D’un autre côté les japonais et les coréens ont
inventé de nouvelles marques. Les japonais ont fait 3 fois le
coup: Toyota avec Lexus, Nissan avec Infinity, Honda avec Accura. Il
fallait créer un produit haut de gamme qui ne reprenne pas le
nom d’une marque identifiée comme généraliste.
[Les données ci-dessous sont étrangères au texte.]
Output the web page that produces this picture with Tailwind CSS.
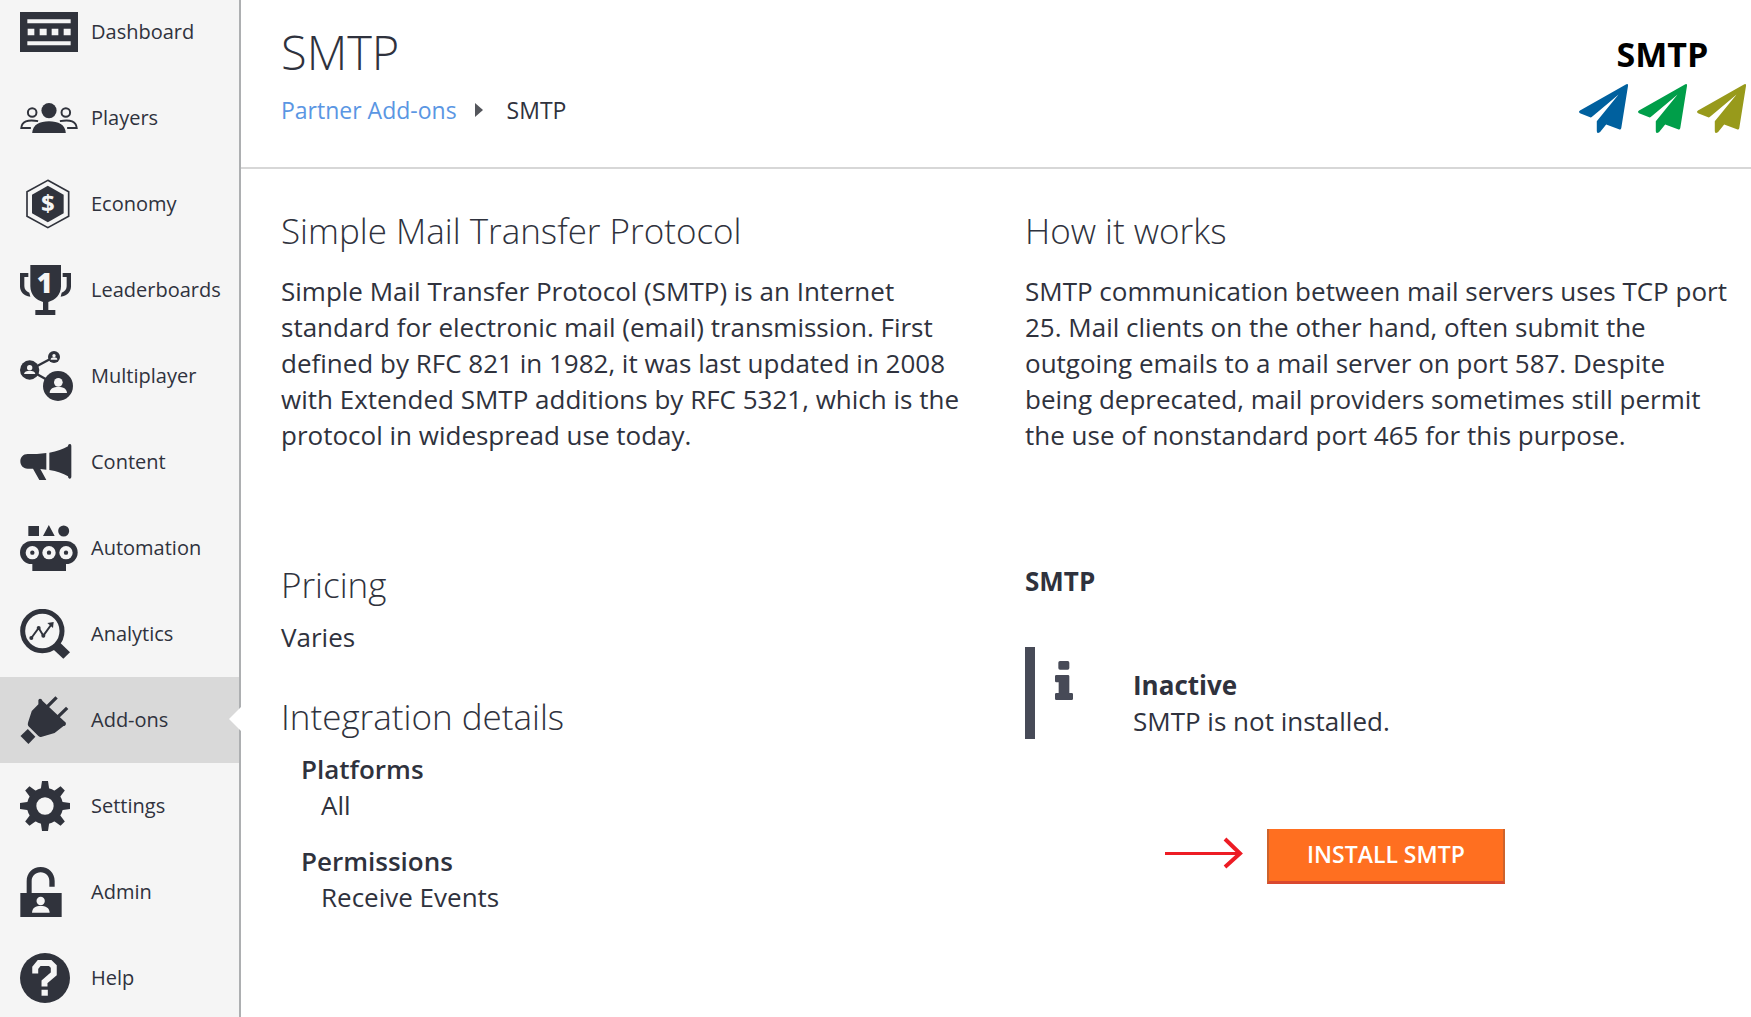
<!DOCTYPE html>
<html lang="en">
<head>
<meta charset="utf-8">
<meta name="viewport" content="width=device-width, initial-scale=1">
<title>SMTP - Partner Add-ons</title>
<script src="https://cdn.jsdelivr.net/npm/@tailwindcss/browser@4"></script>
</head>
<body class="flex h-screen overflow-hidden bg-white font-['Open_Sans',sans-serif] text-[#2f323d]">

<aside class="w-[241px] shrink-0 border-r-2 border-[#adafb1] bg-[#f5f5f5]">
  <nav aria-label="Main">
    <ul class="-mt-[11px] text-xl font-medium">
      <li><a href="#" class="flex h-[86px] items-center pl-5">
        <span class="w-[71px] shrink-0"><svg width="58" height="40" viewBox="60 38 174 120" fill="#30333c" aria-hidden="true"><path d="M60 38H234V158H60z"/><path fill="#f5f5f5" d="M82 60H212V72H82zM82 126H212V138H82zM83 88H103V108H83zM119 88H140V108H119zM155 88H175V108H155zM191 88H212V108H191z"/></svg></span>Dashboard</a></li>
      <li><a href="#" class="flex h-[86px] items-center pl-5">
        <span class="w-[71px] shrink-0"><svg width="58" height="30" viewBox="60 308 174 91" fill="#30333c" aria-hidden="true"><circle cx="147" cy="331" r="23"/><path d="M96 399C97 373 119 363 147 363S197 373 198 399z"/><g fill="none" stroke="#30333c" stroke-width="6"><circle cx="96" cy="337" r="13"/><circle cx="198" cy="337" r="13"/><path d="M92 384H63C64 364 82 357 114 363M202 384H231C230 364 212 357 180 363"/></g></svg></span>Players</a></li>
      <li><a href="#" class="flex h-[86px] items-center pl-5">
        <span class="w-[71px] shrink-0 pl-1.5"><svg width="44" height="50" viewBox="78 537 132 150" aria-hidden="true"><path d="M143.500 541L206 575V649L143.500 683L81 649V575z" fill="none" stroke="#30333c" stroke-width="5"/><path d="M143.500 557L191 584V640L143.500 667L96 640V584z" fill="#30333c"/><text x="143.500" y="637" text-anchor="middle" font-size="72" font-weight="700" font-family="Open Sans" fill="#f5f5f5">$</text></svg></span>Economy</a></li>
      <li><a href="#" class="flex h-[86px] items-center pl-5">
        <span class="w-[71px] shrink-0"><svg width="51" height="50" viewBox="59 42 153 150" fill="#30333c" aria-hidden="true"><path d="M90 42H182V106C182 132 164 148 144 153V177H165V192H105V177H128V153C108 148 90 132 90 106z"/><path d="M59 66H84V78H72V105C72 115 77 121 87 125L90 137C70 135 59 122 59 106zM212 66H187V78H199V105C199 115 194 121 184 125L181 137C201 135 212 122 212 106z"/><text x="133" y="125" text-anchor="middle" font-size="82" font-weight="800" font-family="Open Sans" fill="#f5f5f5">1</text></svg></span>Leaderboards</a></li>
      <li><a href="#" class="flex h-[86px] items-center pl-5">
        <span class="w-[71px] shrink-0"><svg width="53" height="50" viewBox="59 300 159 150" fill="#30333c" aria-hidden="true"><path d="M161 318L88 357L173 405" fill="none" stroke="#30333c" stroke-width="7"/><circle cx="161" cy="318" r="18"/><circle cx="88" cy="357" r="29"/><circle cx="173" cy="405" r="45"/><g fill="#f5f5f5"><circle cx="161" cy="314" r="5"/><path d="M151 326C151 321 156 319 161 319S171 321 171 326z"/><circle cx="88" cy="350" r="8"/><path d="M71 369C72 361 79 359 88 359S104 361 105 369z"/><circle cx="174" cy="394" r="13"/><path d="M148 426C148 413 159 408 174 408S199 413 200 426z"/></g></svg></span>Multiplayer</a></li>
      <li><a href="#" class="flex h-[86px] items-center pl-5">
        <span class="w-[71px] shrink-0"><svg width="52" height="36" viewBox="59 579 156 108" fill="#30333c" aria-hidden="true"><path d="M82 609H110L138 606V656L120 654L138 687H117L98 653H82C68 653 60 643 60 631S68 609 82 609z"/><path d="M147 605C170 601 188 595 203 586C203 577 213 577 213 585V677C213 685 203 685 203 676C188 667 170 660 147 657z"/></svg></span>Content</a></li>
      <li><a href="#" class="flex h-[86px] items-center pl-5">
        <span class="w-[71px] shrink-0"><svg width="58" height="46" viewBox="59 42 174 138" fill="#30333c" aria-hidden="true"><path d="M84 45H116V75H84zM128 75L145.500 42L163 75z"/><circle cx="190" cy="60" r="16.500"/><rect x="59" y="90" width="173" height="69" rx="34.500"/><path d="M96 150H197V180H96z"/><g fill="#f5f5f5"><circle cx="96" cy="125" r="20"/><circle cx="146" cy="125" r="20"/><circle cx="197" cy="125" r="20"/></g><circle cx="96" cy="125" r="6.500"/><circle cx="146" cy="125" r="6.500"/><circle cx="197" cy="125" r="6.500"/></svg></span>Automation</a></li>
      <li><a href="#" class="flex h-[86px] items-center pl-5">
        <span class="w-[71px] shrink-0"><svg width="50" height="50" viewBox="59 294 150 150" fill="#30333c" aria-hidden="true"><circle cx="126" cy="360" r="59" fill="none" stroke="#30333c" stroke-width="15"/><path d="M160 405L174 390L209 424L189 443L160 416z"/><path d="M93 381L115 351L129 374L152 342" fill="none" stroke="#30333c" stroke-width="6"/><circle cx="93" cy="381" r="6"/><circle cx="115" cy="351" r="6"/><circle cx="129" cy="374" r="6"/><path d="M141 336L160 333L158 351z"/></svg></span>Analytics</a></li>
      <li class="relative bg-[#d9d9d9]"><a href="#" aria-current="page" class="flex h-[86px] items-center pl-5">
        <span class="w-[71px] shrink-0"><svg width="49" height="48" viewBox="59 550 147 145" fill="#30333c" aria-hidden="true"><path d="M114 562C118 556 124 559 126 564L193 627C200 631 198 641 190 641L163 662L122 674C117 675 114 671 111 668L85 642C81 637 82 634 83 629L94 595L114 575z"/><path d="M60 671L82 650L105 673L84 695z"/><path d="M141 582L169 554M173 613L201 586" stroke="#30333c" stroke-width="10"/></svg></span>Add-ons</a>
        <svg class="absolute -right-0.5 top-[30px]" width="12" height="24" viewBox="0 0 12 24" fill="#fff" aria-hidden="true"><path d="M12 0V24L0 12z"/></svg></li>
      <li><a href="#" class="flex h-[86px] items-center pl-5">
        <span class="w-[71px] shrink-0"><svg width="50" height="50" viewBox="-75 -75 150 150" fill="#30333c" aria-hidden="true"><defs><path id="tooth" d="M-13 -48L-9 -75H9L13 -48z"/></defs><circle r="40" fill="none" stroke="#30333c" stroke-width="28"/><use href="#tooth"/><use href="#tooth" transform="rotate(45)"/><use href="#tooth" transform="rotate(90)"/><use href="#tooth" transform="rotate(135)"/><use href="#tooth" transform="rotate(180)"/><use href="#tooth" transform="rotate(225)"/><use href="#tooth" transform="rotate(270)"/><use href="#tooth" transform="rotate(315)"/></svg></span>Settings</a></li>
      <li><a href="#" class="flex h-[86px] items-center pl-5">
        <span class="w-[71px] shrink-0"><svg width="42" height="50" viewBox="59 324 126 150" fill="#30333c" aria-hidden="true"><path d="M60 402H79V366C79 342 97 324 121 324S163 342 163 366V383H147V366C147 351 136 340 121 340S94 351 94 366V402H184V474H60z"/><g fill="#f5f5f5"><circle cx="121" cy="426" r="12.500"/><path d="M95 461C96 446 106 441 121 441S147 446 148 461z"/></g></svg></span>Admin</a></li>
      <li><a href="#" class="flex h-[86px] items-center pl-5">
        <span class="w-[71px] shrink-0"><svg width="50" height="50" viewBox="59 582 151 151" aria-hidden="true"><circle cx="134.500" cy="657.500" r="75.500" fill="#30333c"/><path d="M105 644V627L117 612H150L161 623V645L133 669V683" fill="none" stroke="#f5f5f5" stroke-width="18"/><path fill="#f5f5f5" d="M124 693H143V711H124z"/></svg></span>Help</a></li>
    </ul>
  </nav>
</aside>

<main class="min-w-0 flex-1">
  <header class="flex items-start justify-between border-b-2 border-[#d7d7d7] pt-7 pr-[5px] pb-[34px] pl-10">
    <div>
      <h1 class="text-[47px] leading-12 font-light">SMTP</h1>
      <nav aria-label="Breadcrumb" class="mt-[18px] flex items-center text-[23px] leading-8">
        <a href="#" class="text-[#5a96e3]">Partner Add-ons</a>
        <svg class="mr-6 ml-[18px]" width="8" height="14" viewBox="0 0 8 14" fill="#54565c" aria-hidden="true"><path d="M0 0L8 7L0 14z"/></svg>
        <span>SMTP</span>
      </nav>
    </div>
    <div class="flex flex-col items-center pt-1.5">
      <div class="text-[34px] leading-10 font-bold text-black">SMTP</div>
      <div class="mt-2.5 flex gap-2.5">
        <svg width="49" height="49" viewBox="85 252 146 146" fill="#00609e" aria-hidden="true"><path d="M226 253Q232 250 231 258L211 383Q210 389 204 387L166 373L148 395Q138 402 138 392V363L203 283L123 350L120 352L88 339Q82 335 88 331z"/></svg>
        <svg width="49" height="49" viewBox="85 252 146 146" fill="#009e49" aria-hidden="true"><path d="M226 253Q232 250 231 258L211 383Q210 389 204 387L166 373L148 395Q138 402 138 392V363L203 283L123 350L120 352L88 339Q82 335 88 331z"/></svg>
        <svg width="49" height="49" viewBox="85 252 146 146" fill="#989a1b" aria-hidden="true"><path d="M226 253Q232 250 231 258L211 383Q210 389 204 387L166 373L148 395Q138 402 138 392V363L203 283L123 350L120 352L88 339Q82 335 88 331z"/></svg>
      </div>
    </div>
  </header>

  <div class="grid grid-cols-2 gap-x-6 pt-10 pr-1.5 pl-10 text-[26px] leading-9">
    <section>
      <h2 class="text-[35px] leading-11 font-light">Simple Mail Transfer Protocol</h2>
      <p class="mt-5 pr-2">Simple Mail Transfer Protocol (SMTP) is an Internet standard for electronic mail (email) transmission. First defined by RFC 821 in 1982, it was last updated in 2008 with Extended SMTP additions by RFC 5321, which is the protocol in widespread use today.</p>
    </section>
    <section>
      <h2 class="text-[35px] leading-11 font-light">How it works</h2>
      <p class="mt-5 pr-2">SMTP communication between mail servers uses TCP port 25. Mail clients on the other hand, often submit the outgoing emails to a mail server on port 587. Despite being deprecated, mail providers sometimes still permit the use of nonstandard port 465 for this purpose.</p>
    </section>

    <section class="mt-[110px]">
      <h2 class="text-[35px] leading-11 font-light">Pricing</h2>
      <p class="mt-3">Varies</p>
      <h2 class="mt-10 text-[35px] leading-11 font-light">Integration details</h2>
      <dl class="mt-3 pl-5">
        <dt class="font-semibold">Platforms</dt>
        <dd class="pl-5">All</dd>
        <dt class="mt-5 font-semibold">Permissions</dt>
        <dd class="pl-5">Receive Events</dd>
      </dl>
    </section>
    <section class="mt-[110px]">
      <h3 class="font-bold">SMTP</h3>
      <div class="mt-12 flex items-start border-l-10 border-[#474a57] pt-5 pl-5">
        <svg class="-mt-1.5 shrink-0" width="18" height="39" viewBox="135 363 54 117" fill="#474a57" aria-hidden="true"><rect x="145" y="363" width="33" height="26" rx="5"/><path d="M139 405H174Q178 405 178 409V459H185Q189 459 189 463V476Q189 480 185 480H139Q135 480 135 476V463Q135 459 139 459H146V427H139Q135 427 135 423V409Q135 405 139 405z"/></svg>
        <div class="ml-15">
          <p class="font-bold">Inactive</p>
          <p>SMTP is not installed.</p>
        </div>
      </div>
      <div class="mt-[90px] flex items-start gap-6 pl-35">
        <svg class="mt-2 shrink-0" width="78" height="32" viewBox="0 0 78 32" fill="none" stroke="#ed1c24" aria-hidden="true"><path d="M0 16.500H76" stroke-width="3"/><path d="M60 2L75 16.500L60 30" stroke-width="4"/></svg>
        <button type="button" class="h-[55px] cursor-pointer border-x-2 border-b-3 border-x-[#cd632c] border-b-[#d9482f] bg-[#ff6f20] px-[38px] pb-0.5 text-[23px] leading-8 font-semibold text-white">INSTALL SMTP</button>
      </div>
    </section>
  </div>
</main>
</body>
</html>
C’est astucieux car il n’y a pas de pénétration des
marchés quand le positionnement n’est pas crédible. Et
ceci a bien été créé pour conquérir
les marchés; A titre d’exemple Lexus (Toyota) n’est
commercialisé que maintenant au Japon.
Est-ce
à dire que les constructeurs n’hésitent pas à
leurrer le client ?
Rémi
Cornubert: Le client est intelligent. Il fait des arbitrages, on
ne peut le berner. La voiture doit faire rêver sinon elle se vend
moins bien. Parmi les constructeurs ceux qui sont stylés vendent
avec peu de rabais. Rappelons que l’auto est le 2ème poste de
dépense des ménages et qu’1/3 des personnes qui passent
commande sont des femmes. D’où la recherche
d’attractivité. Nissan a par exemple des produits très
attractifs. Et puis il y a la résurrection de la Mini par
BMW qui a réussi à maintenir le mythe, ramener la
clientèle féminine et à gagner la masculine. On le voit, résurrections,
nouvelles marques , nouveau Branding...
Quel peut
dés lors être votre mot de conclusion ?
Rémi Cornubert : C’est
un message optimiste. En Europe l’industrie automobile restera un
pilier avec de la valeur créée et de plus en plus de
technologies : piles à combustibles, hydrogène,
véhicules électriques... Là est le défi des
constructeurs. Il faut les aider à relever ce défi au
travers des programmes de R&D de la Commission Européenne.